Although, conversely, we can afford bais and drivers, dry cleaning and nice haircuts. There is always a trade-off!
How much dosh you have stashed away in the bank depends on how you choose to live.
If you are earning a dollar/ pound salary and your objective is to 'save', you live an Indian lifestyle in a foreign land.
This means eating mostly at home/ shopping at Kmart/ Wal-mart; thinking 10 times before making an impulse buy (out pops the conversion calculator: 'I can get this cheaper in India. Forget it!')
This is an attitude typical of the just-set-foot-on-foreign-shore worker, especially on an H1-B visa. And there's nothing wrong with it. Four-five dudes share a cramped apartment, live frugally and save a pretty packet by the time they head back home.
And even though they may have lived in what the Chicago or London native might consider as Mira Road and eaten at the US equivalent of Udipi joints, the experience of living in the First World is reward enough the first-timer. Clean air, wide roads, 'systems' that seem to work.
But, should s/he decide to stay on longer, the immigrant will be tempted to buy in to the host country's way of life. You shop to 'feel good' about yourself and, eventually, being the thriftiest shopper in town loses its charm.
So one fine day you decide to buy the Polo shirt costing $100, even if your mom thinks you are crazy because you could buy five shirts for the same money back home. Earlier, you moved, geographically. Now, you have arrived, mentally.
That dollar salary will never feel quite as weighty again.

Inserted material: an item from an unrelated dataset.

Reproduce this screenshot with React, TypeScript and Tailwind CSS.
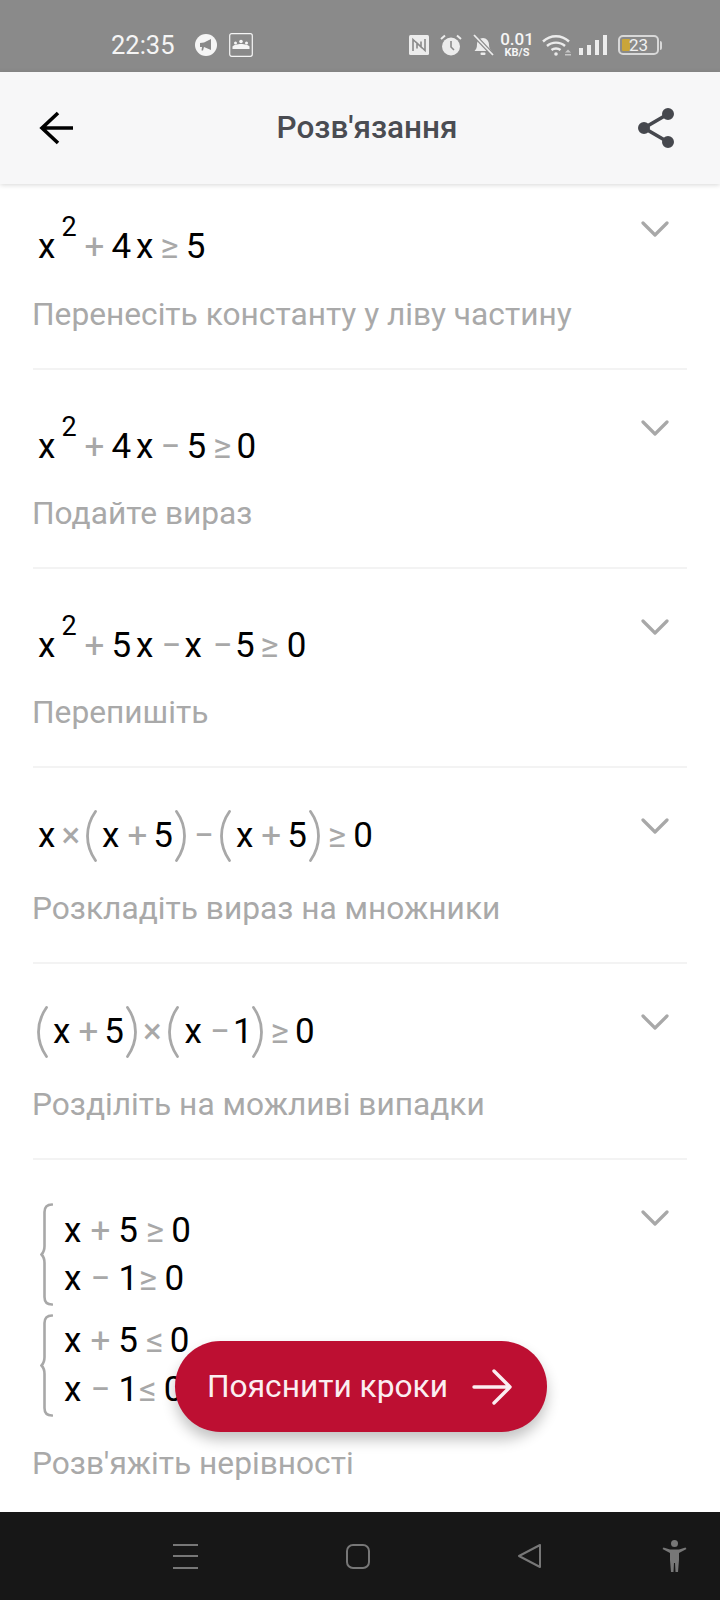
import type { ReactNode } from 'react';

function N({ children, className = '' }: { children: ReactNode; className?: string }) {
  return <span className={`text-black ${className}`}>{children}</span>;
}

function Op({ children, className = '' }: { children: ReactNode; className?: string }) {
  return <span className={`text-[#a8a8a8] ${className}`}>{children}</span>;
}

function Sup({ children }: { children: ReactNode }) {
  return <span className="ml-[6px] -translate-y-[22px] text-[27px] text-black">{children}</span>;
}

function Paren({ side, className = '' }: { side: 'l' | 'r'; className?: string }) {
  return (
    <svg viewBox="0 0 11 52" className={`-my-[6px] h-[52px] w-[11px] self-center ${className}`} fill="none" stroke="#a8a8a8" strokeWidth="2.8" strokeLinecap="round">
      <path d={side === 'l' ? 'M9.5 1.5C3.5 10 1.5 18 1.5 26s2 16 8 24.5' : 'M1.5 1.5C7.5 10 9.5 18 9.5 26s-2 16-8 24.5'} />
    </svg>
  );
}

function Brace() {
  return (
    <svg viewBox="0 0 13 103" className="ml-[7px] mr-[11px] h-[103px] w-[13px] shrink-0" fill="none" stroke="#a8a8a8" strokeWidth="2.6" strokeLinecap="round">
      <path d="M12 1.5C7 1.5 4.5 4 4.500 9v34c0 5-1.500 7-3 8.500 1.500 1.500 3 3.500 3 8.500v34c0 5 2.500 7.500 7.500 7.500" />
    </svg>
  );
}

function Chevron({ className = '' }: { className?: string }) {
  return (
    <svg viewBox="0 0 28 18" className={`h-[18px] w-[28px] shrink-0 ${className}`} fill="none" stroke="#a8a8a8" strokeWidth="3.2" strokeLinecap="round" strokeLinejoin="round">
      <path d="M2 3l12 12L26 3" />
    </svg>
  );
}

function Step({
  math,
  label,
  labelClass,
  chevronClass = 'mt-[49px] mr-[18px]',
  last,
}: {
  math: ReactNode;
  label: string;
  labelClass: string;
  chevronClass?: string;
  last?: boolean;
}) {
  return (
    <div className={`mx-[33px] flex items-start justify-between ${last ? '' : 'border-b-2 border-[#f3f3f3]'}`}>
      <div>
        {math}
        <div className={`-ml-[1px] text-[31.7px] leading-[40px] text-[#a9a9a9] ${labelClass}`}>{label}</div>
      </div>
      <Chevron className={chevronClass} />
    </div>
  );
}

function MathLine({ className = '', children }: { className?: string; children: ReactNode }) {
  return <div className={`flex items-baseline text-[35px] leading-[40px] ${className}`}>{children}</div>;
}

function StatusBar() {
  return (
    <div className="flex h-[72px] shrink-0 items-center bg-[#8a8a8a] pl-[111px] pr-[58px] pt-[18px] text-white">
      <span className="text-[25.5px] leading-[30px] text-[#f5f5f5]">22:35</span>
      <svg viewBox="0 0 22 22" className="ml-[20px] h-[22px] w-[22px]">
        <circle cx="11" cy="11" r="11" fill="#f5f5f5" />
        <path d="M5 9l4-.5 7-3.500v11l-7-3-1 3.500H6.500L7 13H5z" fill="#8a8a8a" />
      </svg>
      <svg viewBox="0 0 24 24" className="ml-[12px] h-[24px] w-[24px]" fill="none">
        <rect x=".7" y=".7" width="22.600" height="22.600" rx="2" stroke="#f5f5f5" strokeWidth="1.200" />
        <circle cx="12" cy="8.500" r="1.800" fill="#f5f5f5" />
        <circle cx="6.500" cy="10" r="1.500" fill="#f5f5f5" />
        <circle cx="17.500" cy="10" r="1.500" fill="#f5f5f5" />
        <path d="M3.500 16v-2.500c1-1.500 5-2.500 8.500-2.500s7.500 1 8.500 2.500V16z" fill="#f5f5f5" />
      </svg>
      <div className="ml-auto flex items-center">
        <svg viewBox="0 0 20 20" className="h-[20px] w-[20px]">
          <rect width="20" height="20" rx="1.500" fill="#ececec" />
          <path d="M4 16V4.500l8 7.500V6.500M16 4v11.500L8 8v5.500" fill="none" stroke="#8a8a8a" strokeWidth="1.600" />
        </svg>
        <svg viewBox="0 0 22 22" className="ml-[11px] h-[22px] w-[22px]">
          <circle cx="11" cy="12.500" r="9" fill="#ececec" />
          <path d="M11 7v6l3 3" fill="none" stroke="#8a8a8a" strokeWidth="1.600" />
          <path d="M1 5l4-3.500M21 5l-4-3.500" stroke="#ececec" strokeWidth="2" />
        </svg>
        <svg viewBox="0 0 22 22" className="ml-[10px] h-[22px] w-[22px]">
          <path d="M2.500 17c1.500-1.500 2.500-3 2.500-6.500S7.500 4 11 4s6 3 6 6.500 1 5 2.500 6.500z" fill="#ececec" />
          <rect x="8.500" y="18.500" width="5" height="2.500" rx="1" fill="#ececec" />
          <path d="M2 1l19 20" stroke="#8a8a8a" strokeWidth="4" />
          <path d="M2 1l19 20" stroke="#ececec" strokeWidth="1.800" />
        </svg>
        <div className="ml-[7px] flex w-[32px] flex-col items-center font-medium text-[#f5f5f5]">
          <span className="text-[17px] leading-[15px]">0.01</span>
          <span className="text-[11px] font-bold leading-[11px]">KB/S</span>
        </div>
        <svg viewBox="0 0 29 22" className="ml-[9px] h-[22px] w-[29px]" fill="none" stroke="#ececec" strokeWidth="2.400">
          <path d="M1 7.500c7.500-7 18.500-7 26 0M5 12c5-4.500 13-4.500 18 0M9.500 16c2.500-2 6.500-2 9 0" />
          <circle cx="14" cy="20" r="1.800" fill="#ececec" stroke="none" />
          <path d="M23 18.500h6l-3-3zM23 20h6v1.500h-6z" fill="#c8c8c8" stroke="none" />
        </svg>
        <div className="ml-[8px] flex h-[20px] items-end gap-[4px]">
          <span className="h-[7px] w-[4px] bg-[#ececec]" />
          <span className="h-[10px] w-[4px] bg-[#ececec]" />
          <span className="h-[15px] w-[4px] bg-[#ececec]" />
          <span className="h-[20px] w-[4px] bg-[#ececec]" />
        </div>
        <div className="ml-[11px] flex items-center">
          <div className="relative h-[20px] w-[41px] overflow-hidden rounded-[5px] border-2 border-[#d8d8d8]">
            <div className="absolute bottom-[2px] left-[2px] top-[2px] w-[8px] rounded-[1px] bg-[#c9a53a]" />
            <span className="absolute left-[9px] top-[-2px] text-[17px] leading-[20px] text-[#f0f0f0]">23</span>
          </div>
          <div className="ml-[1px] h-[9px] w-[2px] rounded-r bg-[#d8d8d8]" />
        </div>
      </div>
    </div>
  );
}

function AppBar() {
  return (
    <div className="relative z-10 flex h-[112px] shrink-0 items-center bg-[#f7f7f8] pl-[38px] pr-[44px] shadow-[0_1px_5px_rgba(0,0,0,0.16)]">
      <svg viewBox="0 0 36 36" className="h-[36px] w-[36px]" fill="none" stroke="#000" strokeWidth="3.600">
        <path d="M35 18H4M20 3L4 18l16 15" />
      </svg>
      <span className="ml-[22px] flex-1 text-center text-[31.5px] font-medium leading-[40px] text-[#4a4c52]">Розв'язання</span>
      <svg viewBox="0 0 38 40" className="h-[40px] w-[38px]" fill="#46484e" stroke="#46484e" strokeWidth="3.600">
        <path d="M30 6L6 20l24 14" fill="none" />
        <circle cx="30" cy="6" r="4.200" />
        <circle cx="30" cy="34" r="4.200" />
        <circle cx="6" cy="20" r="4.200" />
      </svg>
    </div>
  );
}

function NavBar() {
  return (
    <div className="flex h-[88px] shrink-0 items-center bg-[#171717] pl-[173px]">
      <div className="flex h-[25px] w-[25px] flex-col justify-between">
        <span className="h-[2px] bg-[#777]" />
        <span className="h-[2px] bg-[#777]" />
        <span className="h-[2px] bg-[#777]" />
      </div>
      <div className="ml-[148px] h-[25px] w-[24px] rounded-[7px] border-2 border-[#777]" />
      <svg viewBox="0 0 23 24" className="ml-[148px] h-[24px] w-[23px]" fill="none" stroke="#777" strokeWidth="2" strokeLinejoin="round">
        <path d="M1 12L22 1v22z" />
      </svg>
      <svg viewBox="0 0 25 32" className="ml-[121px] h-[32px] w-[25px]" fill="#777">
        <circle cx="12.500" cy="3.500" r="3.500" />
        <path d="M.5 9l1-1.500L8 9.500h9l6.500-2 1 1.500L17 13v7l-1 12h-2.500l-.5-9h-1l-.5 9H9L8 20v-7z" />
      </svg>
    </div>
  );
}

export default function App() {
  return (
    <div className="relative flex h-[1600px] w-[720px] flex-col overflow-hidden bg-white font-['Roboto',sans-serif]">
      <StatusBar />
      <AppBar />
      <div className="min-h-0 flex-1 overflow-hidden">
        <Step
          chevronClass="mt-[36px] mr-[18px]"
          labelClass="mt-[28px] mb-[33px]"
          label="Перенесіть константу у ліву частину"
          math={
            <div className="pt-[43px]">
              <MathLine className="h-[40px]">
                <N className="ml-[5px]">x</N><Sup>2</Sup>
                <Op className="ml-[8px]">+</Op><N className="ml-[7px]">4</N><N className="ml-[5px]">x</N>
                <Op className="ml-[7px]">≥</Op><N className="ml-[7px]">5</N>
              </MathLine>
            </div>
          }
        />
        <Step
          labelClass="mt-[27px] mb-[33px]"
          label="Подайте вираз"
          math={
            <div className="pt-[57px]">
              <MathLine className="h-[40px]">
                <N className="ml-[5px]">x</N><Sup>2</Sup>
                <Op className="ml-[8px]">+</Op><N className="ml-[7px]">4</N><N className="ml-[5px]">x</N>
                <Op className="ml-[7px]">−</Op><N className="ml-[6px]">5</N>
                <Op className="ml-[7px]">≥</Op><N className="ml-[5px]">0</N>
              </MathLine>
            </div>
          }
        />
        <Step
          labelClass="mt-[27px] mb-[33px]"
          label="Перепишіть"
          math={
            <div className="pt-[57px]">
              <MathLine className="h-[40px]">
                <N className="ml-[5px]">x</N><Sup>2</Sup>
                <Op className="ml-[8px]">+</Op><N className="ml-[7px]">5</N><N className="ml-[5px]">x</N>
                <Op className="ml-[8px]">−</Op><N className="ml-[3px]">x</N>
                <Op className="ml-[11px]">−</Op><N className="ml-[2px]">5</N>
                <Op className="ml-[6px]">≥</Op><N className="ml-[8px]">0</N>
              </MathLine>
            </div>
          }
        />
        <Step
          labelClass="mt-[33px] mb-[33px]"
          label="Розкладіть вираз на множники"
          math={
            <div className="pt-[48px]">
              <MathLine className="h-[40px]">
                <N className="ml-[5px]">x</N><Op className="ml-[6px]">×</Op>
                <Paren side="l" className="ml-[6px]" />
                <N className="ml-[5px]">x</N><Op className="ml-[8px]">+</Op><N className="ml-[6px]">5</N>
                <Paren side="r" className="ml-[2px]" />
                <Op className="ml-[8px]">−</Op>
                <Paren side="l" className="ml-[6px]" />
                <N className="ml-[5px]">x</N><Op className="ml-[8px]">+</Op><N className="ml-[6px]">5</N>
                <Paren side="r" className="ml-[2px]" />
                <Op className="ml-[8px]">≥</Op><N className="ml-[7px]">0</N>
              </MathLine>
            </div>
          }
        />
        <Step
          labelClass="mt-[33px] mb-[33px]"
          label="Розділіть на можливі випадки"
          math={
            <div className="pt-[48px]">
              <MathLine className="h-[40px]">
                <Paren side="l" className="ml-[4px]" />
                <N className="ml-[5px]">x</N><Op className="ml-[8px]">+</Op><N className="ml-[6px]">5</N>
                <Paren side="r" className="ml-[2px]" />
                <Op className="ml-[6px]">×</Op>
                <Paren side="l" className="ml-[6px]" />
                <N className="ml-[6px]">x</N><Op className="ml-[8px]">−</Op><N className="ml-[3px]">1</N>
                <Paren side="r" className="-ml-[1px]" />
                <Op className="ml-[8px]">≥</Op><N className="ml-[6px]">0</N>
              </MathLine>
            </div>
          }
        />
        <Step
          last
          labelClass="mt-[27px]"
          label="Розв'яжіть нерівності"
          math={
            <div className="flex flex-col gap-[8px] pt-[43px]">
              <div className="flex">
                <Brace />
                <div className="flex flex-col gap-[8px] pt-[8px]">
                  <MathLine className="h-[40px]">
                    <N>x</N><Op className="ml-[9px]">+</Op><N className="ml-[8px]">5</N>
                    <Op className="ml-[8px]">≥</Op><N className="ml-[7px]">0</N>
                  </MathLine>
                  <MathLine className="h-[40px]">
                    <N>x</N><Op className="ml-[9px]">−</Op><N className="ml-[8px]">1</N>
                    <Op className="ml-[1px]">≥</Op><N className="ml-[7px]">0</N>
                  </MathLine>
                </div>
              </div>
              <div className="flex">
                <Brace />
                <div className="flex flex-col gap-[9px] pt-[7px]">
                  <MathLine className="h-[40px]">
                    <N>x</N><Op className="ml-[9px]">+</Op><N className="ml-[8px]">5</N>
                    <Op className="ml-[8px]">≤</Op><N className="ml-[6px]">0</N>
                  </MathLine>
                  <MathLine className="h-[40px]">
                    <N>x</N><Op className="ml-[9px]">−</Op><N className="ml-[8px]">1</N>
                    <Op className="ml-[1px]">≤</Op><N className="ml-[7px]">0</N>
                  </MathLine>
                </div>
              </div>
            </div>
          }
        />
      </div>
      <NavBar />
      <button className="absolute left-[175px] top-[1341px] flex h-[91px] w-[372px] items-center rounded-full bg-[#bd0f32] pl-[32px] text-[31.7px] text-[#fbeef1] shadow-[0_8px_14px_rgba(0,0,0,0.24)]">
        <span>Пояснити кроки</span>
        <svg viewBox="0 0 40 36" className="ml-[24px] h-[36px] w-[40px]" fill="none" stroke="#fbeef1" strokeWidth="3.400" strokeLinecap="round" strokeLinejoin="round">
          <path d="M2 18h36M22 2l16 16-16 16" />
        </svg>
      </button>
    </div>
  );
}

On the other hand, living in India -- even for the guy with the Rs 18 lakh salary -- has its own hidden cost.
Money provides some insulation -- but the stress of working in First World conditions but living in Third World ones is inevitable. You can fiddle with a Blackberry [suit] in the backseat of an A/C chauffeur driven car.
But you are in Saki Naka, stuck in a trademark traffic jam, with a beggar tap-tapping furiously at your window.
The airport -- which sees more of you early in the morning than your spouse does -- seriously sucks. As does the fact that a substantial portion of the taxes the government earns from you end up as employment guarantee scheme for politicians.
Par kya karen, yeh hai India. So we 'adjust', grin and bear it.
At least we now have multiplexes and megamalls to hang out at, no?
Of course, living abroad may result in a postcard perfect 'Big Picture'. But life is made up of a million little things. And, at that level, regrets remain.
A friend who has spent most of his post-IIT life in the US -- a good 12 to 15 years -- noted on a recent visit that he really enjoyed visiting Chinese restaurants in India. "Because you can taste the food," he said wryly. "Everything there is so bland... so American."
Another friend says she misses the sights and smells of the sabzi markets in India. "The veggies there are so fresh, it feels like abhi zameen se nikle hain." American tomatoes, she insists, are huge and red, but absolutely insipid.
On a more serious note, there's the issue of parents. Growing old and lonely, often not in the best of health. Move here, you insist. But they resist.
The world is a 'global village' where India is just a mouse click away.
You buy the folks a computer with a broadband connection.
And life goes on.
Is where you live about geography, or a state of mind?
Well-known journalist Thomas Friedman has just authored a new book on globalisation titled, The World is Flat: A Brief History of the Twenty-first Century.
In an article in the The New York Times Sunday Magazine, he writes, 'Only 30 years ago, if you had a choice of being born a B student in Boston or a genius in Bangalore or Beijing, you probably would have chosen Boston, because a genius in Beijing or Bangalore could not really take advantage of his or her talent.'
Now, he argues, anyone with smarts, access to Google and a cheap wireless laptop can join the innovation fray. 'When the world is flat, you can innovate without having to emigrate.'
With all due respect to Friedman -- a brilliant writer with a mostly credible theory -- emigration will continue.
Despite anecdotal evidence exchanged at cocktail parties about young people who would rather stay back in India than go abroad, the fact remains that every Indian who enrols at Penn State or Sheffield University is a potential immigrant.
The Japanese or Koreans are not.
The odd Westerner will make India his/ her home, often citing the warmth received from the Indian people.
The majority of middle class Indians, given a chance, will make the West their home, despite the cold reception.
Suketu Mehta, in his scintillating book, Maximum City, analyses the situation as only an Indian can.
'Every summer, waves of Indians living overseas come back or send back little pictures: of their son in front of the new 52-inch TV; their daughter sitting on the hood of the new mini van; the wife in the open-plan kitchen... the whole family laughing together in the small backyard pool, their 'bungalow' in the background.'
These pictures plant little time bombs in the minds of siblings left behind, he writes. 'They hold the pictures and look around their two-room flat in Mahim and, suddenly, the new sofa and 2-in-1 Akai stereo look cheap and shabby in comparison.'
Hope floats
In the 1980s and 1990s, the IITs were associated with 'brain drain'.
Now, reports of dollar salaries of IIM graduates hit the headlines. But the real story lies elsewhere.
These handful of graduates studying in near world class institutions will be in demand whether in India or abroad. There will be some initial heartburn -- bhala usko mujhse better paying job kaise mila -- but in the medium to long term, things usually even out.
And staying on in India -- where your company values you enough to put down a Rs 50-lakh deposit for a house in Napean Sea Road -- is a very smart option.
The real appeal of 'foreign' lies for those who graduate from the second and third rung institutes. Job mil jayega but not one with fast enough growth or large enough goodies.
Going abroad, for them, is the only means of achieving quick and easy economic salvation.
So, at great personal risk, they beg, borrow and pay their way into not-so-well known universities. And then fight for a job to recover the several lakhs 'invested'.
By and large, the strategy seems to work.
And dollar dreams will continue to pound in India's head.